I have to say that my point of view on a lot of incantations or chants changed rather quickly, the day that I found out that a certain incantation wasn’t just for pulling rabbits out of hats!


Abracadabra is, in fact, one of the world’s best know, and one of the oldest, incantations! I found a few stories for its etymology, though the most common is the one found on Wikipedia which says that it comes from two Aramaic words: ibra (אברא) means “I have created” and k’dibra (כדברא) which means “through my speech”.


Its initial use was as a banishing charm. The word ‘Abracadabra’ was written on a paper in the form of a triangle where each successive line removes the final letter from the line above. The charm was worn on the person and used against malaria, fever, and any range of illness, as it was believed to also mean ‘to destroy the thing’. This may have been just an interpretation of the charm. If it meant “to create with my words”, by removing one letter at a time, you destroy the word, and thus the sickness? I’m just guessing.
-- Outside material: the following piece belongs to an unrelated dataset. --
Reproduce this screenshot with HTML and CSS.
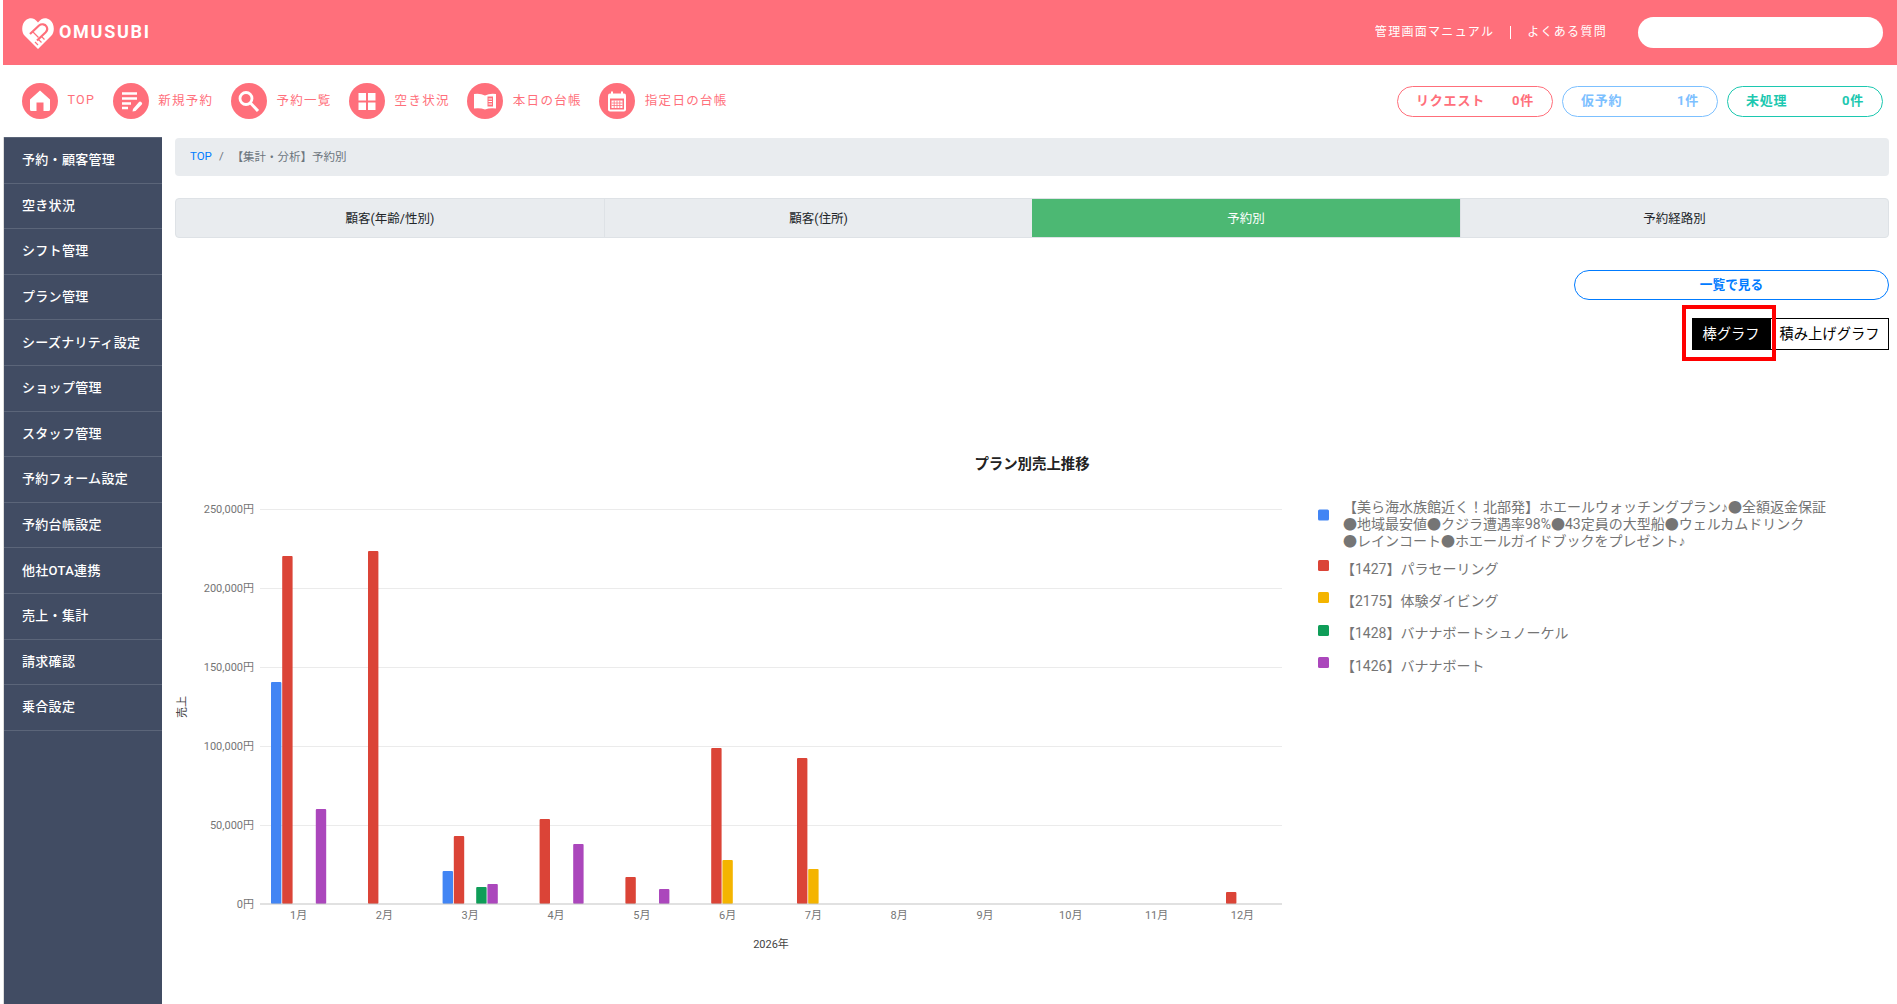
FILE: index.html
```html
<!DOCTYPE html>
<html lang="ja">
<head>
    <meta charset="UTF-8">
    <title>OMUSUBI</title>
    <link rel="stylesheet" href="styles.css">
</head>
<body>
<header class="topbar">
    <a class="logo">
        <svg class="logo-mark" viewBox="0 0 32 32">
            <path d="M16 32 L2.5 18.5 C-1 14.5 -0.5 6.5 4 3 C8 0 12.5 0.5 16 5.5 C19.5 0.5 24 0 28 3 C32.5 6.5 33 14.5 29.5 18.5 Z" fill="#fff"/>
            <path d="M8 17 L17 8.5 C19.5 6.5 23 7 24.5 9.5 C26 12 25 14 23.5 15.5 L15 23.5" fill="none" stroke="#ff6f7b" stroke-width="2.2"/>
            <path d="M11 15 L16.5 20.5 M13 25 L16 28 M16.5 22.5 L19.5 25.5 M19.5 19.5 L22.5 22.5" fill="none" stroke="#ff6f7b" stroke-width="1.2"/>
        </svg>
        <span class="logo-text">OMUSUBI</span>
    </a>
    <div class="topbar-right">
        <a class="top-link">管理画面マニュアル</a>
        <span class="top-sep"></span>
        <a class="top-link">よくある質問</a>
        <div class="top-search"></div>
    </div>
</header>

<nav class="quick-nav">
    <div class="quick-links">
        <a class="quick-item">
            <svg class="quick-icon" viewBox="0 0 36 36"><circle cx="18" cy="18" r="18" fill="#ff6f7b"/><path d="M18 7.5 L28 16.5 V26.5 Q28 28 26.5 28 H21.5 V19.5 H14.5 V28 H9.5 Q8 28 8 26.5 V16.5 Z" fill="#fff"/></svg>
            <span>TOP</span>
        </a>
        <a class="quick-item">
            <svg class="quick-icon" viewBox="0 0 36 36"><circle cx="18" cy="18" r="18" fill="#ff6f7b"/><path d="M9 10.5 H24 M9 15.5 H24 M9 20.5 H18 M9 25 H15" stroke="#fff" stroke-width="2.4" fill="none"/><path d="M20 26 L26 19 Q27 18 28.5 19.2 Q29.8 20.5 28.8 21.5 L22.5 28 L19.5 28.5 Z" fill="#fff"/></svg>
            <span>新規予約</span>
        </a>
        <a class="quick-item">
            <svg class="quick-icon" viewBox="0 0 36 36"><circle cx="18" cy="18" r="18" fill="#ff6f7b"/><circle cx="15" cy="15.5" r="6" fill="none" stroke="#fff" stroke-width="2.8"/><path d="M19.5 20 L27 28" stroke="#fff" stroke-width="3" fill="none"/></svg>
            <span>予約一覧</span>
        </a>
        <a class="quick-item">
            <svg class="quick-icon" viewBox="0 0 36 36"><circle cx="18" cy="18" r="18" fill="#ff6f7b"/><path d="M9.5 10 H17 V17.5 H9.5 Z M19 10 H26.5 V17.5 H19 Z M9.5 19.5 H17 V27 H9.5 Z M19 19.5 H26.5 V27 H19 Z" fill="#fff"/></svg>
            <span>空き状況</span>
        </a>
        <a class="quick-item">
            <svg class="quick-icon" viewBox="0 0 36 36"><circle cx="18" cy="18" r="18" fill="#ff6f7b"/><path d="M7 11 Q13 10 18 12.5 V26.5 Q13 24.5 7 25.5 Z" fill="#fff"/><path d="M18 12.5 Q23 10 29 11 V25.5 Q23 24.5 18 26.5 Z" fill="#fff"/><path d="M20.5 13.5 H26 V23.5 H20.5 Z" fill="#ff6f7b"/><path d="M21.5 16 H25 M21.5 18.5 H25 M21.5 21 H25" stroke="#fff" stroke-width="1.1"/></svg>
            <span>本日の台帳</span>
        </a>
        <a class="quick-item">
            <svg class="quick-icon" viewBox="0 0 36 36"><circle cx="18" cy="18" r="18" fill="#ff6f7b"/><rect x="9" y="10.5" width="18" height="18" rx="2" fill="#fff"/><path d="M13 8.5 V12 M23 8.5 V12" stroke="#fff" stroke-width="2"/><path d="M11 15.5 H25 V26.5 H11 Z" fill="#ff6f7b"/><path d="M12.5 17.5 H23.5 V25 H12.5 Z" fill="#fff"/><path d="M12.5 20 H23.5 M12.5 22.5 H23.5 M15.2 17.5 V25 M18 17.5 V25 M20.8 17.5 V25" stroke="#ff6f7b" stroke-width="0.8"/></svg>
            <span>指定日の台帳</span>
        </a>
    </div>
    <div class="status-pills">
        <a class="status-pill status-request"><span>リクエスト</span><span>0件</span></a>
        <a class="status-pill status-temp"><span>仮予約</span><span>1件</span></a>
        <a class="status-pill status-open"><span>未処理</span><span>0件</span></a>
    </div>
</nav>

<div class="layout">
    <aside class="sidebar">
        <a class="side-item">予約・顧客管理</a>
        <a class="side-item">空き状況</a>
        <a class="side-item">シフト管理</a>
        <a class="side-item">プラン管理</a>
        <a class="side-item">シーズナリティ設定</a>
        <a class="side-item">ショップ管理</a>
        <a class="side-item">スタッフ管理</a>
        <a class="side-item">予約フォーム設定</a>
        <a class="side-item">予約台帳設定</a>
        <a class="side-item">他社OTA連携</a>
        <a class="side-item">売上・集計</a>
        <a class="side-item">請求確認</a>
        <a class="side-item">乗合設定</a>
    </aside>

    <main class="content">
        <div class="breadcrumb">
            <a class="crumb-link">TOP</a>
            <span class="crumb-sep">/</span>
            <span class="crumb-current">【集計・分析】予約別</span>
        </div>

        <div class="tabs">
            <a class="tab">顧客(年齢/性別)</a>
            <a class="tab">顧客(住所)</a>
            <a class="tab active">予約別</a>
            <a class="tab">予約経路別</a>
        </div>

        <a class="list-btn">一覧で見る</a>

        <div class="graph-toggle">
            <button class="toggle-btn selected">棒グラフ</button>
            <button class="toggle-btn">積み上げグラフ</button>
            <span class="highlight-box"></span>
        </div>

        <div class="chart">
            <svg class="chart-svg" viewBox="175 440 1714 564">
                <text class="chart-title" x="1032" y="469" text-anchor="middle">プラン別売上推移</text>

                <g class="grid">
                    <rect x="260" y="509" width="1022" height="1"/>
                    <rect x="260" y="588" width="1022" height="1"/>
                    <rect x="260" y="667" width="1022" height="1"/>
                    <rect x="260" y="746" width="1022" height="1"/>
                    <rect x="260" y="825" width="1022" height="1"/>
                </g>

                <g class="axis-label" text-anchor="end">
                    <text x="254" y="513">250,000円</text>
                    <text x="254" y="592">200,000円</text>
                    <text x="254" y="671">150,000円</text>
                    <text x="254" y="750">100,000円</text>
                    <text x="254" y="829">50,000円</text>
                    <text x="254" y="908">0円</text>
                </g>
                <text class="axis-title" transform="translate(186 707) rotate(-90)" text-anchor="middle">売上</text>

                <g fill="#4285f4">
                    <rect x="271" y="682" width="10.4" height="222" rx="1"/>
                    <rect x="442.6" y="871" width="10.4" height="33" rx="1"/>
                </g>
                <g fill="#db4437">
                    <rect x="282.2" y="556" width="10.4" height="348" rx="1"/>
                    <rect x="368" y="551" width="10.4" height="353" rx="1"/>
                    <rect x="453.8" y="836" width="10.4" height="68" rx="1"/>
                    <rect x="539.6" y="819" width="10.4" height="85" rx="1"/>
                    <rect x="625.4" y="877" width="10.4" height="27" rx="1"/>
                    <rect x="711.2" y="748" width="10.4" height="156" rx="1"/>
                    <rect x="797" y="758" width="10.4" height="146" rx="1"/>
                    <rect x="1226" y="892" width="10.4" height="12" rx="1"/>
                </g>
                <g fill="#f4b400">
                    <rect x="722.4" y="860" width="10.4" height="44" rx="1"/>
                    <rect x="808.2" y="869" width="10.4" height="35" rx="1"/>
                </g>
                <g fill="#0f9d58">
                    <rect x="476.2" y="887" width="10.4" height="17" rx="1"/>
                </g>
                <g fill="#ab47bc">
                    <rect x="315.8" y="809" width="10.4" height="95" rx="1"/>
                    <rect x="487.4" y="884" width="10.4" height="20" rx="1"/>
                    <rect x="573.2" y="844" width="10.4" height="60" rx="1"/>
                    <rect x="659" y="889" width="10.4" height="15" rx="1"/>
                </g>
                <rect class="baseline" x="260" y="903.5" width="1022" height="1"/>

                <g class="axis-label" text-anchor="middle">
                    <text x="298.6" y="919">1月</text>
                    <text x="384.4" y="919">2月</text>
                    <text x="470.2" y="919">3月</text>
                    <text x="556" y="919">4月</text>
                    <text x="641.8" y="919">5月</text>
                    <text x="727.6" y="919">6月</text>
                    <text x="813.4" y="919">7月</text>
                    <text x="899.2" y="919">8月</text>
                    <text x="985" y="919">9月</text>
                    <text x="1070.8" y="919">10月</text>
                    <text x="1156.6" y="919">11月</text>
                    <text x="1242.4" y="919">12月</text>
                </g>
                <text class="axis-title" x="771" y="948" text-anchor="middle">2026年</text>

                <rect x="1318" y="509.5" width="11" height="11" rx="1.5" fill="#4285f4"/>
                <rect x="1318" y="560" width="11" height="11" rx="1.5" fill="#db4437"/>
                <rect x="1318" y="592" width="11" height="11" rx="1.5" fill="#f4b400"/>
                <rect x="1318" y="625" width="11" height="11" rx="1.5" fill="#0f9d58"/>
                <rect x="1318" y="657" width="11" height="11" rx="1.5" fill="#ab47bc"/>
                <g class="legend-label">
                    <text x="1343" y="511.5">【美ら海水族館近く！北部発】ホエールウォッチングプラン<tspan class="note">♪</tspan>●全額返金保証</text>
                    <text x="1343" y="528.5">●地域最安値●クジラ遭遇率98%●43定員の大型船●ウェルカムドリンク</text>
                    <text x="1343" y="545.5">●レインコート●ホエールガイドブックをプレゼント<tspan class="note">♪</tspan></text>
                    <text x="1341" y="574">【1427】パラセーリング</text>
                    <text x="1341" y="606">【2175】体験ダイビング</text>
                    <text x="1341" y="638">【1428】バナナボートシュノーケル</text>
                    <text x="1341" y="671">【1426】バナナボート</text>
                </g>
            </svg>
        </div>
    </main>
</div>
</body>
</html>
```

FILE: styles.css
```css
* {
    box-sizing: border-box;
}

html, body {
    height: 100%;
}

body {
    margin: 0;
    padding-left: 3px;
    height: 100vh;
    overflow: hidden;
    display: flex;
    flex-direction: column;
    background-color: #fff;
    color: #212529;
    font-family: Roboto, "Noto Sans CJK JP", sans-serif;
}

/* top bar */
.topbar {
    flex: none;
    height: 65px;
    display: flex;
    justify-content: space-between;
    align-items: center;
    padding: 0 14px 0 19px;
    background-color: #ff6f7b;
}

.logo {
    display: flex;
    align-items: center;
    gap: 5px;
}

.logo-mark {
    width: 32px;
    height: 32px;
}

.logo-text {
    padding-bottom: 2px;
    color: #fff;
    font-size: 18px;
    font-weight: 700;
    letter-spacing: 1.7px;
}

.topbar-right {
    display: flex;
    align-items: center;
}

.top-link {
    padding-bottom: 4px;
    color: #fff;
    font-size: 12px;
    letter-spacing: 1.3px;
}

.top-sep {
    width: 1px;
    height: 13px;
    margin: 0 16px;
    background-color: #fff;
}

.top-search {
    width: 245px;
    height: 31px;
    margin-left: 31px;
    border-radius: 16px;
    background-color: #fff;
}

/* icon row */
.quick-nav {
    flex: none;
    height: 72px;
    display: flex;
    justify-content: space-between;
    align-items: center;
    padding: 0 14px 0 19px;
}

.quick-links {
    display: flex;
    gap: 17.5px;
}

.quick-item {
    display: flex;
    align-items: center;
    gap: 9.5px;
    color: #ff6f7b;
    font-size: 12.5px;
    letter-spacing: 1.3px;
}

.quick-item span {
    padding-bottom: 3px;
}

.quick-icon {
    width: 36px;
    height: 36px;
}

.status-pills {
    display: flex;
    gap: 9px;
}

.status-pill {
    width: 156px;
    height: 31px;
    display: flex;
    justify-content: space-between;
    align-items: center;
    padding: 0 18px 3px;
    border: 1px solid;
    border-radius: 16px;
    font-size: 13px;
    font-weight: 700;
    letter-spacing: 0.8px;
}

.status-request {
    color: #ff6f7b;
    border-color: #ff6f7b;
}

.status-temp {
    color: #7cc0ff;
    border-color: #7cc0ff;
}

.status-open {
    color: #1cc8b0;
    border-color: #1cc8b0;
}

/* main area */
.layout {
    flex: 1;
    display: flex;
    min-height: 0;
}

.sidebar {
    flex: none;
    width: 158px;
    margin-left: 1px;
    box-shadow: -1px 0 0 #ddd;
    border-top: 1px solid #5b6579;
    background-color: #414c63;
}

.side-item {
    display: flex;
    align-items: center;
    height: 45.6px;
    padding: 0 0 3px 18px;
    border-bottom: 1px solid #5b6579;
    color: #fff;
    font-size: 13px;
    font-weight: 500;
    letter-spacing: 0.3px;
}

.content {
    flex: 1;
    min-width: 0;
    display: flex;
    flex-direction: column;
    padding: 1px 8px 0 13px;
}

.breadcrumb {
    flex: none;
    height: 38px;
    display: flex;
    align-items: center;
    padding: 0 0 2px 15px;
    border-radius: 4px;
    background-color: #e9ecef;
    font-size: 11.5px;
}

.crumb-link {
    color: #007bff;
}

.crumb-sep {
    margin: 0 8px 0 7px;
    color: #6c757d;
}

.crumb-current {
    color: #6c757d;
}

.tabs {
    flex: none;
    height: 40px;
    margin-top: 22px;
    display: grid;
    grid-template-columns: repeat(4, 1fr);
    border: 1px solid #dee2e6;
    border-radius: 4px;
    background-color: #e9ecef;
    overflow: hidden;
}

.tab {
    display: flex;
    justify-content: center;
    align-items: center;
    padding-bottom: 2px;
    border-left: 1px solid #dee2e6;
    color: #212529;
    font-size: 12.5px;
}

.tab:first-child {
    border-left: none;
}

.tab.active {
    border-left: none;
    background-color: #4cb873;
    color: #fff;
}

.list-btn {
    flex: none;
    align-self: flex-end;
    width: 315px;
    height: 30px;
    margin-top: 32px;
    display: flex;
    justify-content: center;
    align-items: center;
    padding-bottom: 3px;
    border: 1.5px solid #007bff;
    border-radius: 15px;
    color: #007bff;
    font-size: 12.7px;
    font-weight: 700;
}

.graph-toggle {
    flex: none;
    position: relative;
    align-self: flex-end;
    margin-top: 18px;
    display: flex;
}

.toggle-btn {
    width: 78px;
    height: 32px;
    padding: 0 0 3px;
    border: 1px solid #000;
    background-color: #fff;
    color: #000;
    font-family: inherit;
    font-size: 14.3px;
}

.toggle-btn + .toggle-btn {
    width: 119px;
}

.toggle-btn.selected {
    background-color: #000;
    color: #fff;
}

.highlight-box {
    position: absolute;
    left: -10px;
    top: -13px;
    width: 94px;
    height: 56px;
    border: 4px solid #f00;
}

.chart {
    flex: none;
    height: 564px;
    margin-top: 90px;
}

.chart-svg {
    display: block;
    width: 100%;
    height: 100%;
}

.chart-title {
    fill: #222;
    font-size: 14.4px;
    font-weight: 700;
}

.grid rect {
    fill: #ebebeb;
}

.baseline {
    fill: #c4c4c4;
}

.axis-label {
    fill: #757575;
    font-size: 11px;
}

.axis-title {
    fill: #444;
    font-size: 11px;
}

.legend-label {
    fill: #757575;
    font-size: 14px;
}

.note {
    font-family: "Liberation Sans", sans-serif;
}
```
In Crowley’s work, the word is transformed to Abrahadabra (for numerological reasons, as well as to include an epithet of an important deity) and was said by him to be the “Word of the Aeon, which signifieth The Great Work accomplished.” This meaning gives weight to its use as the final word in any spell work. It is the last word and the word at the end of all words, a powerful addition to the end of a ritual or spell.

That said, I asked some other people for their favourite words of power, incantations, or frequently used spells.

A coworker of mine, and former follower of Crowley, told me she found the invocations found in the Lesser Banishing Ritual of the Pentagram to be particularly powerful for her. The include the 4 names of Archangles and have a heavy ritualistic feel to them. She also suggested the prayer to the Lord of the Universe found in the Middle Pillar.

Another coworker told me that he prefered to write his own rituals and spells, and so classic ‘incantations’ weren’t a large part of his practice.

Ginandjack included some expletives, as well as “Amen” (which I liked), and “With holy dread”…I’m not sure about that last one, maybe he’d be kind enough to explain it in the comments?

And finally, Thiscrookedcrown had a similarly quirky list, though she included I word I don’t think many of us would even think to consider….. “Please.”

What about you, readers? What words do you find particularly powerful? What phrases, chants, prayers, or words do you fall back on regularly? Why are those ones important for you?